▶ **DATA RECORDS**:
◇ ◇ ◇ ◇
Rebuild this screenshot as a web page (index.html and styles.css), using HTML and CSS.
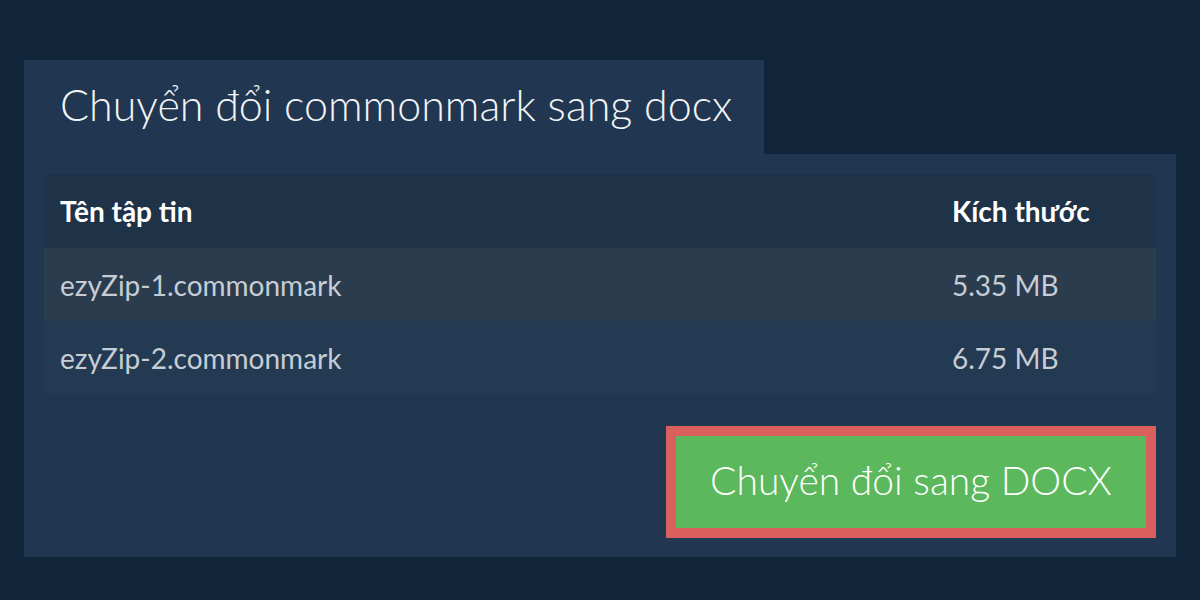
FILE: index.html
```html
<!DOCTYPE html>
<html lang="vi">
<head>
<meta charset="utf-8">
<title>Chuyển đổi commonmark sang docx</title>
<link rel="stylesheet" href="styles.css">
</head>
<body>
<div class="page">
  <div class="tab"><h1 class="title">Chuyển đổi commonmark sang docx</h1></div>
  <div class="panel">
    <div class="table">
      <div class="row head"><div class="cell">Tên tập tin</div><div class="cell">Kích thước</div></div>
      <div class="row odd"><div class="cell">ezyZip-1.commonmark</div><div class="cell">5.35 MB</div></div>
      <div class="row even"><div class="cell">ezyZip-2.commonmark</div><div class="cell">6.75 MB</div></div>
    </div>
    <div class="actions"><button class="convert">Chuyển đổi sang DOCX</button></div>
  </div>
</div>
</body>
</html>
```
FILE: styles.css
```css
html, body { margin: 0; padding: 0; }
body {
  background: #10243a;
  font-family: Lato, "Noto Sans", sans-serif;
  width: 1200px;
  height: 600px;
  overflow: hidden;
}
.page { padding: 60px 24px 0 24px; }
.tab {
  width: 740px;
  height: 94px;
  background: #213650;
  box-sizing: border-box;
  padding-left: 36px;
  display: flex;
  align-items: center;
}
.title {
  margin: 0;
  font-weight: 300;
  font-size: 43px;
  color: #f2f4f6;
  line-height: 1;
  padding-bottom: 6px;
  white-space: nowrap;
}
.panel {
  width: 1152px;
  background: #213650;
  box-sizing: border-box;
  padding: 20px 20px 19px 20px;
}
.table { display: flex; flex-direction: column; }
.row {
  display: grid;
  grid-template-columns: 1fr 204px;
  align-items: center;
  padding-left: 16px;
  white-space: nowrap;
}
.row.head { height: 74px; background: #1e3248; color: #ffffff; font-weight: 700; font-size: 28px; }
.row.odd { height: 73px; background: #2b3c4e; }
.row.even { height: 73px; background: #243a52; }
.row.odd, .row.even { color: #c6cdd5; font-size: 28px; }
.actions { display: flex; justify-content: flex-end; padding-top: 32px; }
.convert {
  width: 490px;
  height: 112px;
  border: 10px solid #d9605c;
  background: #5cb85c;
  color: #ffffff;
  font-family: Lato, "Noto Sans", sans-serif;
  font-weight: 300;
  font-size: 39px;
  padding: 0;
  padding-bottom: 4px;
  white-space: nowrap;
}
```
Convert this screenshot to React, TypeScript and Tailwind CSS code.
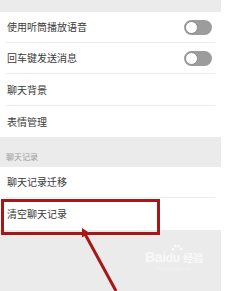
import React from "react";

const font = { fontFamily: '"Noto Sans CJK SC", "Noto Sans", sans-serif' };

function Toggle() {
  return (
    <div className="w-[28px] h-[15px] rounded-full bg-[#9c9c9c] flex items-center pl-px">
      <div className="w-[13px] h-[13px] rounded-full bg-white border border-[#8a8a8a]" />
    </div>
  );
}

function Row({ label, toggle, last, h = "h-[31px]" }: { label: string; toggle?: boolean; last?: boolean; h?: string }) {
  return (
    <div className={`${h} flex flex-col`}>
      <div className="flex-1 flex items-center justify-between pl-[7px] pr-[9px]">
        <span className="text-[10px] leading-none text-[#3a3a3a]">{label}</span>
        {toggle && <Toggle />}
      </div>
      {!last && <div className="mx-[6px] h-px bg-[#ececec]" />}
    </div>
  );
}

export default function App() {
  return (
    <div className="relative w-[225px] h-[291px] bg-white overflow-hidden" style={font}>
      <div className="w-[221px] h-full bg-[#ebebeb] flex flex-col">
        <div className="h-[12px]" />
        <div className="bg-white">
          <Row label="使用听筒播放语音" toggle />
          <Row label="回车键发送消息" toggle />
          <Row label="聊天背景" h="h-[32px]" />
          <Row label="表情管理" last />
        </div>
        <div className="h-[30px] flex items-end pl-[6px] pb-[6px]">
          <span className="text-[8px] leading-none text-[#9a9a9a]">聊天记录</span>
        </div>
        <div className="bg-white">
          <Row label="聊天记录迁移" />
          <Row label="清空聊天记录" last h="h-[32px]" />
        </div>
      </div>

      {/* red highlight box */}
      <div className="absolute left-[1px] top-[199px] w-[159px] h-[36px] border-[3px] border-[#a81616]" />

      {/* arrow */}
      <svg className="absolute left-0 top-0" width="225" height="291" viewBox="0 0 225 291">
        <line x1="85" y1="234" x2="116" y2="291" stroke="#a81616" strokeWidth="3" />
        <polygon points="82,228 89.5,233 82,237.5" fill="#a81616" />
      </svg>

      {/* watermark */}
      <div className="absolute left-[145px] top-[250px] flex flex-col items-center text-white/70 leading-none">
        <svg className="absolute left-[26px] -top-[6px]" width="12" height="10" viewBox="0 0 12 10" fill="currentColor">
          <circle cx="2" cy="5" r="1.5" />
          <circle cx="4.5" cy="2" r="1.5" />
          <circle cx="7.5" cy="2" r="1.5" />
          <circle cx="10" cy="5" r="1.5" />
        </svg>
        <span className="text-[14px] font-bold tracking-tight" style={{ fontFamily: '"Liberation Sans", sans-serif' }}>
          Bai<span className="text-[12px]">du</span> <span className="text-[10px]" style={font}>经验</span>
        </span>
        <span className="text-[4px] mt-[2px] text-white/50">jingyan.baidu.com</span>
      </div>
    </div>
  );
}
◇ ◇ ◇ ◇
▶ **DESCRIPTION OF THE TASK**: From the material above, copy everything exactly but the pictures.

▶ **SOLUTION FOR THIS EXERCISE**:
Rebuild this screenshot as a web page (index.html and styles.css), using HTML and CSS.
FILE: index.html
```html
<!DOCTYPE html>
<html lang="vi">
<head>
<meta charset="utf-8">
<title>Chuyển đổi commonmark sang docx</title>
<link rel="stylesheet" href="styles.css">
</head>
<body>
<div class="page">
  <div class="tab"><h1 class="title">Chuyển đổi commonmark sang docx</h1></div>
  <div class="panel">
    <div class="table">
      <div class="row head"><div class="cell">Tên tập tin</div><div class="cell">Kích thước</div></div>
      <div class="row odd"><div class="cell">ezyZip-1.commonmark</div><div class="cell">5.35 MB</div></div>
      <div class="row even"><div class="cell">ezyZip-2.commonmark</div><div class="cell">6.75 MB</div></div>
    </div>
    <div class="actions"><button class="convert">Chuyển đổi sang DOCX</button></div>
  </div>
</div>
</body>
</html>
```
FILE: styles.css
```css
html, body { margin: 0; padding: 0; }
body {
  background: #10243a;
  font-family: Lato, "Noto Sans", sans-serif;
  width: 1200px;
  height: 600px;
  overflow: hidden;
}
.page { padding: 60px 24px 0 24px; }
.tab {
  width: 740px;
  height: 94px;
  background: #213650;
  box-sizing: border-box;
  padding-left: 36px;
  display: flex;
  align-items: center;
}
.title {
  margin: 0;
  font-weight: 300;
  font-size: 43px;
  color: #f2f4f6;
  line-height: 1;
  padding-bottom: 6px;
  white-space: nowrap;
}
.panel {
  width: 1152px;
  background: #213650;
  box-sizing: border-box;
  padding: 20px 20px 19px 20px;
}
.table { display: flex; flex-direction: column; }
.row {
  display: grid;
  grid-template-columns: 1fr 204px;
  align-items: center;
  padding-left: 16px;
  white-space: nowrap;
}
.row.head { height: 74px; background: #1e3248; color: #ffffff; font-weight: 700; font-size: 28px; }
.row.odd { height: 73px; background: #2b3c4e; }
.row.even { height: 73px; background: #243a52; }
.row.odd, .row.even { color: #c6cdd5; font-size: 28px; }
.actions { display: flex; justify-content: flex-end; padding-top: 32px; }
.convert {
  width: 490px;
  height: 112px;
  border: 10px solid #d9605c;
  background: #5cb85c;
  color: #ffffff;
  font-family: Lato, "Noto Sans", sans-serif;
  font-weight: 300;
  font-size: 39px;
  padding: 0;
  padding-bottom: 4px;
  white-space: nowrap;
}
```
Convert this screenshot to React, TypeScript and Tailwind CSS code.
import React from "react";

const font = { fontFamily: '"Noto Sans CJK SC", "Noto Sans", sans-serif' };

function Toggle() {
  return (
    <div className="w-[28px] h-[15px] rounded-full bg-[#9c9c9c] flex items-center pl-px">
      <div className="w-[13px] h-[13px] rounded-full bg-white border border-[#8a8a8a]" />
    </div>
  );
}

function Row({ label, toggle, last, h = "h-[31px]" }: { label: string; toggle?: boolean; last?: boolean; h?: string }) {
  return (
    <div className={`${h} flex flex-col`}>
      <div className="flex-1 flex items-center justify-between pl-[7px] pr-[9px]">
        <span className="text-[10px] leading-none text-[#3a3a3a]">{label}</span>
        {toggle && <Toggle />}
      </div>
      {!last && <div className="mx-[6px] h-px bg-[#ececec]" />}
    </div>
  );
}

export default function App() {
  return (
    <div className="relative w-[225px] h-[291px] bg-white overflow-hidden" style={font}>
      <div className="w-[221px] h-full bg-[#ebebeb] flex flex-col">
        <div className="h-[12px]" />
        <div className="bg-white">
          <Row label="使用听筒播放语音" toggle />
          <Row label="回车键发送消息" toggle />
          <Row label="聊天背景" h="h-[32px]" />
          <Row label="表情管理" last />
        </div>
        <div className="h-[30px] flex items-end pl-[6px] pb-[6px]">
          <span className="text-[8px] leading-none text-[#9a9a9a]">聊天记录</span>
        </div>
        <div className="bg-white">
          <Row label="聊天记录迁移" />
          <Row label="清空聊天记录" last h="h-[32px]" />
        </div>
      </div>

      {/* red highlight box */}
      <div className="absolute left-[1px] top-[199px] w-[159px] h-[36px] border-[3px] border-[#a81616]" />

      {/* arrow */}
      <svg className="absolute left-0 top-0" width="225" height="291" viewBox="0 0 225 291">
        <line x1="85" y1="234" x2="116" y2="291" stroke="#a81616" strokeWidth="3" />
        <polygon points="82,228 89.5,233 82,237.5" fill="#a81616" />
      </svg>

      {/* watermark */}
      <div className="absolute left-[145px] top-[250px] flex flex-col items-center text-white/70 leading-none">
        <svg className="absolute left-[26px] -top-[6px]" width="12" height="10" viewBox="0 0 12 10" fill="currentColor">
          <circle cx="2" cy="5" r="1.5" />
          <circle cx="4.5" cy="2" r="1.5" />
          <circle cx="7.5" cy="2" r="1.5" />
          <circle cx="10" cy="5" r="1.5" />
        </svg>
        <span className="text-[14px] font-bold tracking-tight" style={{ fontFamily: '"Liberation Sans", sans-serif' }}>
          Bai<span className="text-[12px]">du</span> <span className="text-[10px]" style={font}>经验</span>
        </span>
        <span className="text-[4px] mt-[2px] text-white/50">jingyan.baidu.com</span>
      </div>
    </div>
  );
}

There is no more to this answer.